- Given entries -
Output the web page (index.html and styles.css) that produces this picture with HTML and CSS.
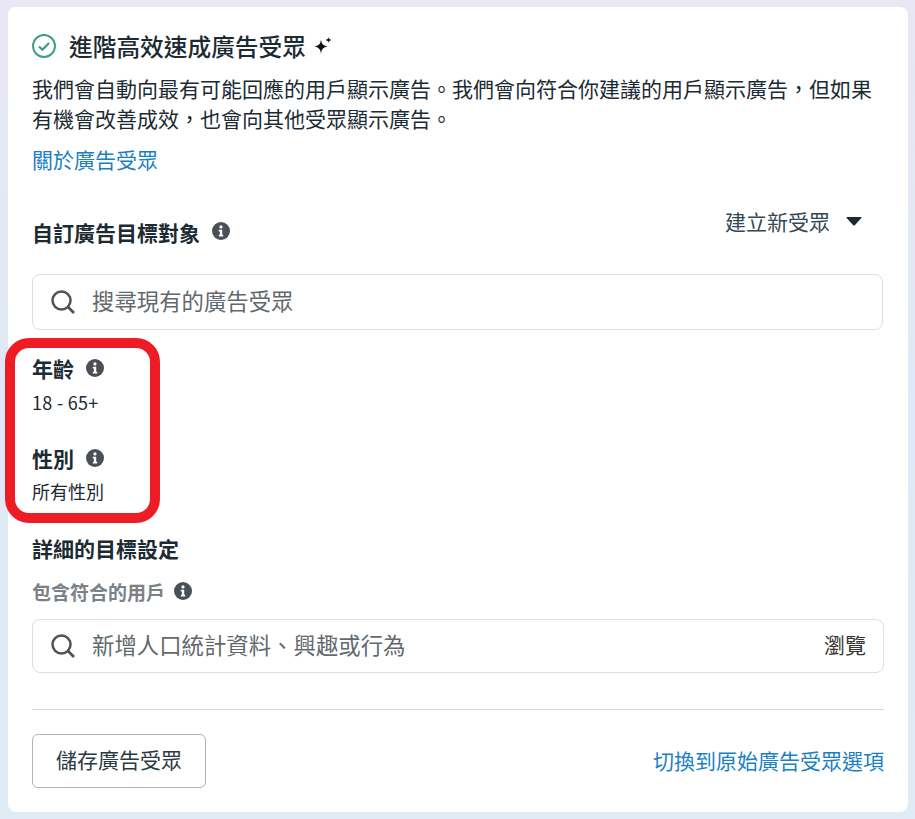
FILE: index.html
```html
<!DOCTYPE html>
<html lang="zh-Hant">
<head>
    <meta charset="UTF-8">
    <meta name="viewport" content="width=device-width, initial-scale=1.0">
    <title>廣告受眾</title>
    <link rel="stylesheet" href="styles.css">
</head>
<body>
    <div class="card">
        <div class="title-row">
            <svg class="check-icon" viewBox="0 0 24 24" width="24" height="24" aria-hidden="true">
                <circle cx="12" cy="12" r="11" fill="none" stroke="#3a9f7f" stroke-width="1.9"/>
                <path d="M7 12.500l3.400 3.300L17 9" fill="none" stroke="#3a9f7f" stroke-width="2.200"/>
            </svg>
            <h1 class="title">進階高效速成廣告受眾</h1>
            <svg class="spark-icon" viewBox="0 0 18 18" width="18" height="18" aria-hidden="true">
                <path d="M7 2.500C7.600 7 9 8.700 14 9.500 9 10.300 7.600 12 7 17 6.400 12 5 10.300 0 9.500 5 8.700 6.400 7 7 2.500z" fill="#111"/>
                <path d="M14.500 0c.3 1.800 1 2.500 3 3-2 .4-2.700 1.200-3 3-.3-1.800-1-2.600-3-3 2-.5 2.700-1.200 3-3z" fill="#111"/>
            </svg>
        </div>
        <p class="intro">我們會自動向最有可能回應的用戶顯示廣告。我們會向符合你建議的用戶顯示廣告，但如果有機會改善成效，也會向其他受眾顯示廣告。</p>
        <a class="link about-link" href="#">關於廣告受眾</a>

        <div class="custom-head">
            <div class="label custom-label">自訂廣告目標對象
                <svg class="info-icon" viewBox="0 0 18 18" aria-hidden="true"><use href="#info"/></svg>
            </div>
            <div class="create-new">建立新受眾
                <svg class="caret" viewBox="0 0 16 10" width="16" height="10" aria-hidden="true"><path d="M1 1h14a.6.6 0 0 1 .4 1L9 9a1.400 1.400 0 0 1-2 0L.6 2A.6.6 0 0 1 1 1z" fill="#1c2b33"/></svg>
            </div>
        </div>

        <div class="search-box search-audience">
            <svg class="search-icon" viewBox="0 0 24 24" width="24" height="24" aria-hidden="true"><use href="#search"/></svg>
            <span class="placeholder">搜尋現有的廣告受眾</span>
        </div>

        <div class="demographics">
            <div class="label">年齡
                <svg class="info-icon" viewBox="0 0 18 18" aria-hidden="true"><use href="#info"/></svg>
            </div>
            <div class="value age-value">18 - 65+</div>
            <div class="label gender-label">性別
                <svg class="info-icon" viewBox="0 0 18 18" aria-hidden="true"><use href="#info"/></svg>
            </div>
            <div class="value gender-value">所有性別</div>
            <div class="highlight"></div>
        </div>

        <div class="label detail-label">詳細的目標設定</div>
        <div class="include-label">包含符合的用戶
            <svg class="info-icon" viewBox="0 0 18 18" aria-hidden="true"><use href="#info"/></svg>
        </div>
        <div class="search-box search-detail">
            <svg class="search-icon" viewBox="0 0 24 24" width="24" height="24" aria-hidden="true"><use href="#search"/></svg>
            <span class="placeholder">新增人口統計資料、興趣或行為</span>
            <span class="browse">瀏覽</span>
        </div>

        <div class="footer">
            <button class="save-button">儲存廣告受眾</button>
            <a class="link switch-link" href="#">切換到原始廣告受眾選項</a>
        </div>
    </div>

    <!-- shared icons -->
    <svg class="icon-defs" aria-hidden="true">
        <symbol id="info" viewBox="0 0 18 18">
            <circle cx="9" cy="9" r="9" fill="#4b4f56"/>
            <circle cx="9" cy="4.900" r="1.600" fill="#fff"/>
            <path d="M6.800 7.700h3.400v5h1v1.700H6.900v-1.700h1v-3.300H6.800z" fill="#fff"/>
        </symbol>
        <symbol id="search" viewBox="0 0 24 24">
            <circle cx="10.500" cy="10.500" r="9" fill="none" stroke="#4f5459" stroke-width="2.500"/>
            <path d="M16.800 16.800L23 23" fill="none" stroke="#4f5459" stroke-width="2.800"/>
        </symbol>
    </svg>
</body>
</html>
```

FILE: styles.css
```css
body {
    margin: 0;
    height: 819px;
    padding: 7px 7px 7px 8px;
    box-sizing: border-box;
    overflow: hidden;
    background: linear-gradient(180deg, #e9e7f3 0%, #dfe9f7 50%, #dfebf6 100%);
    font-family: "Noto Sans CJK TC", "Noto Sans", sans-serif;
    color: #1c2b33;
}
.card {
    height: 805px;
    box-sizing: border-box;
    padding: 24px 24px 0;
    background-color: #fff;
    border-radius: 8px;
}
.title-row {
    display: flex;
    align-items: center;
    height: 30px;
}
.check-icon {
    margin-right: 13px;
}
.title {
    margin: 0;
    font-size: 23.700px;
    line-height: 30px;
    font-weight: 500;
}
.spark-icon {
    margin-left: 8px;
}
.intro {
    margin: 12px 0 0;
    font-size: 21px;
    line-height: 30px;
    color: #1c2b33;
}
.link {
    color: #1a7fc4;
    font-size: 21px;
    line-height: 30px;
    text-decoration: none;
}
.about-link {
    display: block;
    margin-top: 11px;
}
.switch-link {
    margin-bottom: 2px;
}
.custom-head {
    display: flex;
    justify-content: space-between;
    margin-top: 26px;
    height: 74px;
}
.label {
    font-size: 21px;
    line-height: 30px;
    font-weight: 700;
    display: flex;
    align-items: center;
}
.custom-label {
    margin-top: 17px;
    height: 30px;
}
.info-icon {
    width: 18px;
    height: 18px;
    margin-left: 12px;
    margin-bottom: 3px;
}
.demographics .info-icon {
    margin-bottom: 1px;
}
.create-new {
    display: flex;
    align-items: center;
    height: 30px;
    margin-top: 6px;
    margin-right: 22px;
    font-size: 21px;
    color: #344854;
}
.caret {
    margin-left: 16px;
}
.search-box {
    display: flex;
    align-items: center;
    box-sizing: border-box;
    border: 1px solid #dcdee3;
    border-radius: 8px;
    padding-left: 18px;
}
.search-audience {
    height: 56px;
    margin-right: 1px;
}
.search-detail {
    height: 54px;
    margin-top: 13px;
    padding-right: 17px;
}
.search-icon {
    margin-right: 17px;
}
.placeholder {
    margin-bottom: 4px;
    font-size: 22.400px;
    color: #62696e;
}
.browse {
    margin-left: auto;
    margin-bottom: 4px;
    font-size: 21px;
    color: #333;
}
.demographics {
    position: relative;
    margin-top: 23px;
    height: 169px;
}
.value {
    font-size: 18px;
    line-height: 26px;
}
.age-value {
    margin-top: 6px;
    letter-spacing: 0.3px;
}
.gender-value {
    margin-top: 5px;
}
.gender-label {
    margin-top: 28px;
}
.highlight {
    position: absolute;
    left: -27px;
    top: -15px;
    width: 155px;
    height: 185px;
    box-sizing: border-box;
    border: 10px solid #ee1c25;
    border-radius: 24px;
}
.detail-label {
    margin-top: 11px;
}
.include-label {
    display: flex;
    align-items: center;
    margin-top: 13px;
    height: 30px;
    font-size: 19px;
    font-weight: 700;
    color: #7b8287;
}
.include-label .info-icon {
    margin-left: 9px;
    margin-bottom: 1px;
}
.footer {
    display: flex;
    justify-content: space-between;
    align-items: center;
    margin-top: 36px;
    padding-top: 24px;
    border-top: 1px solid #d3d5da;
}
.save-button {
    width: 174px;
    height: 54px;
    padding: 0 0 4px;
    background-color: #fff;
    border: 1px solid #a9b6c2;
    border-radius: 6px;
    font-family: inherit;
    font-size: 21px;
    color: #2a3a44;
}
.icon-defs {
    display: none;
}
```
---
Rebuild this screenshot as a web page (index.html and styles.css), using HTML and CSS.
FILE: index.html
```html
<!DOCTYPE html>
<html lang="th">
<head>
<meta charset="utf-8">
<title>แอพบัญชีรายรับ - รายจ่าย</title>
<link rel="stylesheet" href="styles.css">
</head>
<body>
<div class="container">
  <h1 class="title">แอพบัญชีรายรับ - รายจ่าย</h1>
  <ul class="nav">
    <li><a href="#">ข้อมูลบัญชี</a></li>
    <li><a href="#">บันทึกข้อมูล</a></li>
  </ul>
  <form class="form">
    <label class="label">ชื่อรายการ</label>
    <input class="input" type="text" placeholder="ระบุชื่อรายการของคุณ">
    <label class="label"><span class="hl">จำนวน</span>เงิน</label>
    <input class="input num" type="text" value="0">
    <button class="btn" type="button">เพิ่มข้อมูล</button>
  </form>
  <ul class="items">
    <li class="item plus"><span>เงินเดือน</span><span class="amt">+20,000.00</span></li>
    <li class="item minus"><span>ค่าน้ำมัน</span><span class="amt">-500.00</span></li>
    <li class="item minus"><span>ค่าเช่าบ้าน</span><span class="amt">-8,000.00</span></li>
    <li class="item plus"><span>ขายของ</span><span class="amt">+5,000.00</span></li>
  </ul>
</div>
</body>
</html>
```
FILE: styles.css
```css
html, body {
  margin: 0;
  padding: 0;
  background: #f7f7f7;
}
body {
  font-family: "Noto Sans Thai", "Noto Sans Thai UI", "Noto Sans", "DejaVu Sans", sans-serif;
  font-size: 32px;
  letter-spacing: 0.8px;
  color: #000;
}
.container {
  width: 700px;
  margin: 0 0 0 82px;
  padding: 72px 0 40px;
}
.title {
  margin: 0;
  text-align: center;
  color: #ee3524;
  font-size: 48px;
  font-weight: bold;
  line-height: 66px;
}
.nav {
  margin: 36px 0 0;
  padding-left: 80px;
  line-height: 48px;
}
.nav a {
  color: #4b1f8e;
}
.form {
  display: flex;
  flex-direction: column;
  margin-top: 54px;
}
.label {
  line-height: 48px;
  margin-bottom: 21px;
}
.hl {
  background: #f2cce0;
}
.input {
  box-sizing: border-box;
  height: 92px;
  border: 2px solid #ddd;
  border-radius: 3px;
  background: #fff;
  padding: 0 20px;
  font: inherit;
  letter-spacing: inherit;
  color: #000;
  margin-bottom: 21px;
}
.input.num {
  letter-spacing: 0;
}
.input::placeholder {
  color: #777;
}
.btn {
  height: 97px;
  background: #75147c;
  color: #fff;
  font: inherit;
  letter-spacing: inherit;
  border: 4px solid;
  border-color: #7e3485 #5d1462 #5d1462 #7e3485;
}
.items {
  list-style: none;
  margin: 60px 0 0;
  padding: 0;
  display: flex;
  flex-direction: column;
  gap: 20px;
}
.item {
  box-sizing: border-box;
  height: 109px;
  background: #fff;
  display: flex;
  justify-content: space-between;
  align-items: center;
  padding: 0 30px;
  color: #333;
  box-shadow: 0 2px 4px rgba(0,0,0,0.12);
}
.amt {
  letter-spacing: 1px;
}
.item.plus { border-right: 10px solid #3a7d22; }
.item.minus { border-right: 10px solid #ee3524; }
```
==
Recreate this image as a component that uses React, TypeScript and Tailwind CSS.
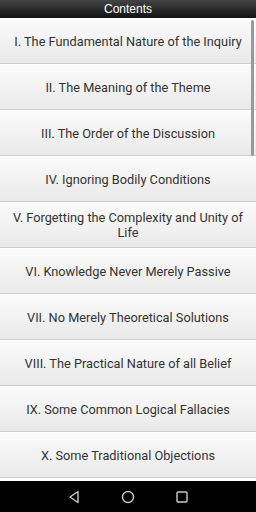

- Requirements -
Within the records, how many lines include "that"? The answer is the number and nothing else.

- Answer to this problem -
2